What the task asks
Skip the pictures. Transcribe the rest of the data below without changing a word.

Rows

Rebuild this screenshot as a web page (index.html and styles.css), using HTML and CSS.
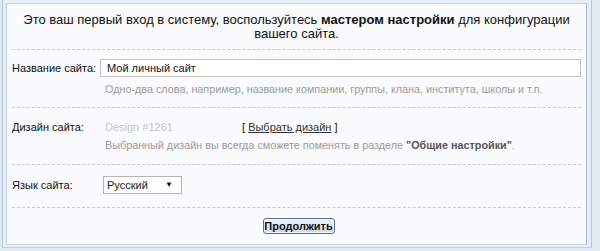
FILE: index.html
```html
<!DOCTYPE html>
<html lang="ru">
<head>
<meta charset="utf-8">
<title>Мастер настройки</title>
<link rel="stylesheet" href="styles.css">
</head>
<body>
<div class="frame">
  <div class="panel">
    <p class="intro">Это ваш первый вход в систему, воспользуйтесь <b>мастером настройки</b> для конфигурации вашего сайта.</p>
    <div class="row row-name">
      <div class="label label-input">Название сайта:</div>
      <div class="field">
        <div class="input">Мой личный сайт</div>
        <div class="hint">Одно-два слова, например, название компании, группы, клана, института, школы и т.п.</div>
      </div>
    </div>
    <div class="row row-design">
      <div class="label">Дизайн сайта:</div>
      <div class="field">
        <div class="design-line"><span class="design-name">Design #1261</span><span class="choose">[ <a class="link">Выбрать дизайн</a> ]</span></div>
        <div class="hint hint-design">Выбранный дизайн вы всегда сможете поменять в разделе <b>"Общие настройки"</b>.</div>
      </div>
    </div>
    <div class="row row-lang">
      <div class="label label-input">Язык сайта:</div>
      <div class="field">
        <div class="select"><span>Русский</span><span class="arrow">▼</span></div>
      </div>
    </div>
    <div class="row row-submit">
      <button class="btn" type="button">Продолжить</button>
    </div>
  </div>
</div>
</body>
</html>
```
FILE: styles.css
```css
* { box-sizing: border-box; }
html, body {
  margin: 0;
  padding: 0;
}
body {
  background: #e2eaf4;
  font-family: "Liberation Sans", Arial, sans-serif;
  color: #111;
  width: 600px;
  height: 251px;
  overflow: hidden;
}
.frame {
  margin-left: 2px;
  width: 590px;
  border-left: 1px solid #b7c6d9;
  border-right: 1px solid #b7c6d9;
  border-bottom: 1px solid #c3d0e0;
  background: #e7eef7;
  padding: 3px 4px 2px 3px;
}
.panel {
  background: #fafbfd;
  border: 1px solid #c6d3e3;
  border-right-color: #a9bcd3;
  padding: 0 5px;
}
.intro {
  margin: 0;
  padding: 9px 0 8px;
  text-align: center;
  font-size: 13px;
  line-height: 14px;
  color: #111;
}
.intro b { color: #111; }
.row {
  border-top: 1px dashed #c9c9c9;
  display: flex;
  align-items: flex-start;
}
.label {
  width: 88px;
  flex: none;
  font-size: 11px;
  line-height: 16px;
  color: #111;
}
.field {
  flex: 1;
  min-width: 0;
}
.row-name { padding: 9px 0 11px; }
.row-name .label-input { padding-top: 1px; }
.input {
  height: 18px;
  border: 1px solid #c3c3c3;
  background: #fff;
  font-size: 11px;
  line-height: 16px;
  padding-left: 6px;
  color: #111;
}
.hint {
  font-size: 10.8px;
  line-height: 14px;
  color: #9a9a9a;
  padding-left: 5px;
  margin-top: 5px;
  white-space: nowrap;
}
.row-design { padding: 11px 0 12px; }
.design-line {
  display: flex;
  font-size: 11px;
  line-height: 16px;
}
.design-name {
  width: 142px;
  padding-left: 5px;
  color: #c6c6c6;
}
.choose { color: #111; }
.link {
  color: #333;
  text-decoration: underline;
}
.hint-design { margin-top: 3px; }
.hint-design b { color: #555; }
.row-lang { padding: 11px 0 13px; }
.row-lang .label-input { padding-top: 1px; }
.select {
  margin-left: 3px;
  width: 79px;
  height: 18px;
  border: 1px solid #b5b5b5;
  background: #fff;
  display: flex;
  justify-content: space-between;
  align-items: center;
  font-size: 11px;
  line-height: 16px;
  padding: 0 8px 0 3px;
  color: #222;
}
.arrow {
  font-size: 8px;
  color: #111;
}
.row-submit {
  justify-content: center;
  padding: 10px 0 10px;
}
.btn {
  width: 72px;
  height: 16px;
  padding: 0;
  margin-left: 4px;
  font-family: "Liberation Sans", Arial, sans-serif;
  font-size: 11px;
  font-weight: bold;
  color: #111;
  line-height: 14px;
  border: 1px solid #5d6f86;
  border-radius: 3px;
  background: linear-gradient(#eef4fb, #c9d8ea);
  box-shadow: inset 0 0 0 1px #f3f7fc;
}
```
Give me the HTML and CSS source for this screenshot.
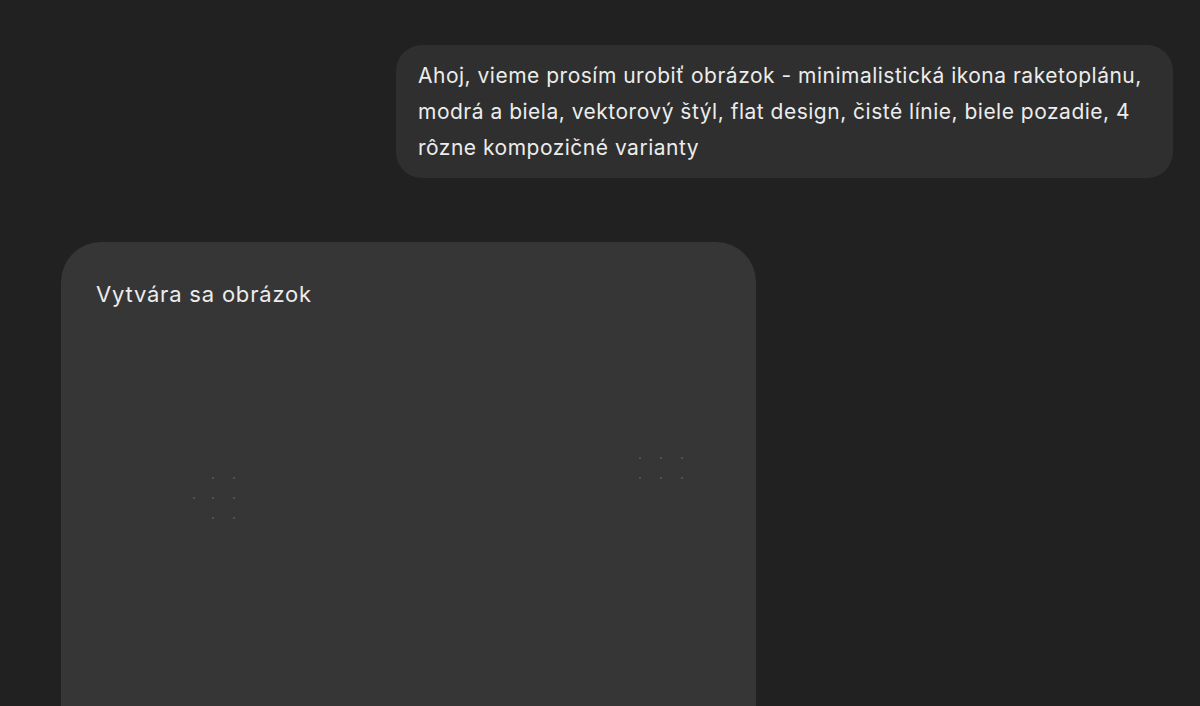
FILE: index.html
```html
<!DOCTYPE html>
<html lang="sk">
<head>
<meta charset="utf-8">
<link rel="stylesheet" href="styles.css">
</head>
<body>
<main class="thread">
  <div class="row row-user">
    <div class="bubble">Ahoj, vieme prosím urobiť obrázok - minimalistická ikona raketoplánu, modrá a biela, vektorový štýl, flat design, čisté línie, biele pozadie, 4 rôzne kompozičné varianty</div>
  </div>
  <div class="row row-assistant">
    <div class="gen-card">
      <div class="gen-title">Vytvára sa obrázok</div>
      <div class="dots dots-a">
        <span class="dot d1"></span><span class="dot d2"></span>
        <span class="dot d3"></span><span class="dot d4"></span><span class="dot d5"></span>
        <span class="dot d6"></span><span class="dot d7"></span>
      </div>
      <div class="dots dots-b">
        <span class="dot e1"></span><span class="dot e2"></span><span class="dot e3"></span>
        <span class="dot e4"></span><span class="dot e5"></span><span class="dot e6"></span>
      </div>
    </div>
  </div>
</main>
</body>
</html>
```

FILE: styles.css
```css
* { box-sizing: border-box; }
html, body {
  margin: 0;
  padding: 0;
  height: 100%;
  background: #212121;
  overflow: hidden;
}
body {
  font-family: Inter, "Noto Sans", "Liberation Sans", sans-serif;
  color: #ececec;
}
.thread {
  display: flex;
  flex-direction: column;
  height: 100%;
  padding: 45px 27px 0 61px;
}
.row { display: flex; }
.row-user { justify-content: flex-end; }
.bubble {
  width: 777px;
  background: #2f2f2f;
  border-radius: 26px;
  padding: 13px 22px 12px 22px;
  font-size: 21px;
  line-height: 36px;
  letter-spacing: 0.5px;
}
.row-assistant {
  margin-top: 64px;
  flex: 1;
  min-height: 0;
}
.gen-card {
  position: relative;
  width: 695px;
  height: 100%;
  background: #363636;
  border-radius: 40px 40px 0 0;
  padding: 37px 35px;
}
.gen-title {
  font-size: 22px;
  line-height: 30px;
  color: #ececec;
  letter-spacing: 0.8px;
}
.dots { position: absolute; }
.dots-a { left: 130px; top: 235px; }
.dots-b { left: 576px; top: 211px; }
.dot {
  position: absolute;
  width: 2px;
  height: 2px;
  border-radius: 50%;
  background: #5a5a5a;
}
.d1 { left: 21px; top: 0; }
.d2 { left: 42px; top: 0; }
.d3 { left: 2px; top: 20px; }
.d4 { left: 21px; top: 20px; }
.d5 { left: 42px; top: 20px; }
.d6 { left: 21px; top: 40px; }
.d7 { left: 42px; top: 40px; }
.e1 { left: 2px; top: 4px; }
.e2 { left: 23px; top: 4px; }
.e3 { left: 44px; top: 4px; }
.e4 { left: 2px; top: 24px; }
.e5 { left: 23px; top: 24px; }
.e6 { left: 44px; top: 24px; }
```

Task solution
Rebuild this screenshot as a web page (index.html and styles.css), using HTML and CSS.
FILE: index.html
```html
<!DOCTYPE html>
<html lang="ru">
<head>
<meta charset="utf-8">
<title>Мастер настройки</title>
<link rel="stylesheet" href="styles.css">
</head>
<body>
<div class="frame">
  <div class="panel">
    <p class="intro">Это ваш первый вход в систему, воспользуйтесь <b>мастером настройки</b> для конфигурации вашего сайта.</p>
    <div class="row row-name">
      <div class="label label-input">Название сайта:</div>
      <div class="field">
        <div class="input">Мой личный сайт</div>
        <div class="hint">Одно-два слова, например, название компании, группы, клана, института, школы и т.п.</div>
      </div>
    </div>
    <div class="row row-design">
      <div class="label">Дизайн сайта:</div>
      <div class="field">
        <div class="design-line"><span class="design-name">Design #1261</span><span class="choose">[ <a class="link">Выбрать дизайн</a> ]</span></div>
        <div class="hint hint-design">Выбранный дизайн вы всегда сможете поменять в разделе <b>"Общие настройки"</b>.</div>
      </div>
    </div>
    <div class="row row-lang">
      <div class="label label-input">Язык сайта:</div>
      <div class="field">
        <div class="select"><span>Русский</span><span class="arrow">▼</span></div>
      </div>
    </div>
    <div class="row row-submit">
      <button class="btn" type="button">Продолжить</button>
    </div>
  </div>
</div>
</body>
</html>
```
FILE: styles.css
```css
* { box-sizing: border-box; }
html, body {
  margin: 0;
  padding: 0;
}
body {
  background: #e2eaf4;
  font-family: "Liberation Sans", Arial, sans-serif;
  color: #111;
  width: 600px;
  height: 251px;
  overflow: hidden;
}
.frame {
  margin-left: 2px;
  width: 590px;
  border-left: 1px solid #b7c6d9;
  border-right: 1px solid #b7c6d9;
  border-bottom: 1px solid #c3d0e0;
  background: #e7eef7;
  padding: 3px 4px 2px 3px;
}
.panel {
  background: #fafbfd;
  border: 1px solid #c6d3e3;
  border-right-color: #a9bcd3;
  padding: 0 5px;
}
.intro {
  margin: 0;
  padding: 9px 0 8px;
  text-align: center;
  font-size: 13px;
  line-height: 14px;
  color: #111;
}
.intro b { color: #111; }
.row {
  border-top: 1px dashed #c9c9c9;
  display: flex;
  align-items: flex-start;
}
.label {
  width: 88px;
  flex: none;
  font-size: 11px;
  line-height: 16px;
  color: #111;
}
.field {
  flex: 1;
  min-width: 0;
}
.row-name { padding: 9px 0 11px; }
.row-name .label-input { padding-top: 1px; }
.input {
  height: 18px;
  border: 1px solid #c3c3c3;
  background: #fff;
  font-size: 11px;
  line-height: 16px;
  padding-left: 6px;
  color: #111;
}
.hint {
  font-size: 10.8px;
  line-height: 14px;
  color: #9a9a9a;
  padding-left: 5px;
  margin-top: 5px;
  white-space: nowrap;
}
.row-design { padding: 11px 0 12px; }
.design-line {
  display: flex;
  font-size: 11px;
  line-height: 16px;
}
.design-name {
  width: 142px;
  padding-left: 5px;
  color: #c6c6c6;
}
.choose { color: #111; }
.link {
  color: #333;
  text-decoration: underline;
}
.hint-design { margin-top: 3px; }
.hint-design b { color: #555; }
.row-lang { padding: 11px 0 13px; }
.row-lang .label-input { padding-top: 1px; }
.select {
  margin-left: 3px;
  width: 79px;
  height: 18px;
  border: 1px solid #b5b5b5;
  background: #fff;
  display: flex;
  justify-content: space-between;
  align-items: center;
  font-size: 11px;
  line-height: 16px;
  padding: 0 8px 0 3px;
  color: #222;
}
.arrow {
  font-size: 8px;
  color: #111;
}
.row-submit {
  justify-content: center;
  padding: 10px 0 10px;
}
.btn {
  width: 72px;
  height: 16px;
  padding: 0;
  margin-left: 4px;
  font-family: "Liberation Sans", Arial, sans-serif;
  font-size: 11px;
  font-weight: bold;
  color: #111;
  line-height: 14px;
  border: 1px solid #5d6f86;
  border-radius: 3px;
  background: linear-gradient(#eef4fb, #c9d8ea);
  box-shadow: inset 0 0 0 1px #f3f7fc;
}
```
Give me the HTML and CSS source for this screenshot.
FILE: index.html
```html
<!DOCTYPE html>
<html lang="sk">
<head>
<meta charset="utf-8">
<link rel="stylesheet" href="styles.css">
</head>
<body>
<main class="thread">
  <div class="row row-user">
    <div class="bubble">Ahoj, vieme prosím urobiť obrázok - minimalistická ikona raketoplánu, modrá a biela, vektorový štýl, flat design, čisté línie, biele pozadie, 4 rôzne kompozičné varianty</div>
  </div>
  <div class="row row-assistant">
    <div class="gen-card">
      <div class="gen-title">Vytvára sa obrázok</div>
      <div class="dots dots-a">
        <span class="dot d1"></span><span class="dot d2"></span>
        <span class="dot d3"></span><span class="dot d4"></span><span class="dot d5"></span>
        <span class="dot d6"></span><span class="dot d7"></span>
      </div>
      <div class="dots dots-b">
        <span class="dot e1"></span><span class="dot e2"></span><span class="dot e3"></span>
        <span class="dot e4"></span><span class="dot e5"></span><span class="dot e6"></span>
      </div>
    </div>
  </div>
</main>
</body>
</html>
```

FILE: styles.css
```css
* { box-sizing: border-box; }
html, body {
  margin: 0;
  padding: 0;
  height: 100%;
  background: #212121;
  overflow: hidden;
}
body {
  font-family: Inter, "Noto Sans", "Liberation Sans", sans-serif;
  color: #ececec;
}
.thread {
  display: flex;
  flex-direction: column;
  height: 100%;
  padding: 45px 27px 0 61px;
}
.row { display: flex; }
.row-user { justify-content: flex-end; }
.bubble {
  width: 777px;
  background: #2f2f2f;
  border-radius: 26px;
  padding: 13px 22px 12px 22px;
  font-size: 21px;
  line-height: 36px;
  letter-spacing: 0.5px;
}
.row-assistant {
  margin-top: 64px;
  flex: 1;
  min-height: 0;
}
.gen-card {
  position: relative;
  width: 695px;
  height: 100%;
  background: #363636;
  border-radius: 40px 40px 0 0;
  padding: 37px 35px;
}
.gen-title {
  font-size: 22px;
  line-height: 30px;
  color: #ececec;
  letter-spacing: 0.8px;
}
.dots { position: absolute; }
.dots-a { left: 130px; top: 235px; }
.dots-b { left: 576px; top: 211px; }
.dot {
  position: absolute;
  width: 2px;
  height: 2px;
  border-radius: 50%;
  background: #5a5a5a;
}
.d1 { left: 21px; top: 0; }
.d2 { left: 42px; top: 0; }
.d3 { left: 2px; top: 20px; }
.d4 { left: 21px; top: 20px; }
.d5 { left: 42px; top: 20px; }
.d6 { left: 21px; top: 40px; }
.d7 { left: 42px; top: 40px; }
.e1 { left: 2px; top: 4px; }
.e2 { left: 23px; top: 4px; }
.e3 { left: 44px; top: 4px; }
.e4 { left: 2px; top: 24px; }
.e5 { left: 23px; top: 24px; }
.e6 { left: 44px; top: 24px; }
```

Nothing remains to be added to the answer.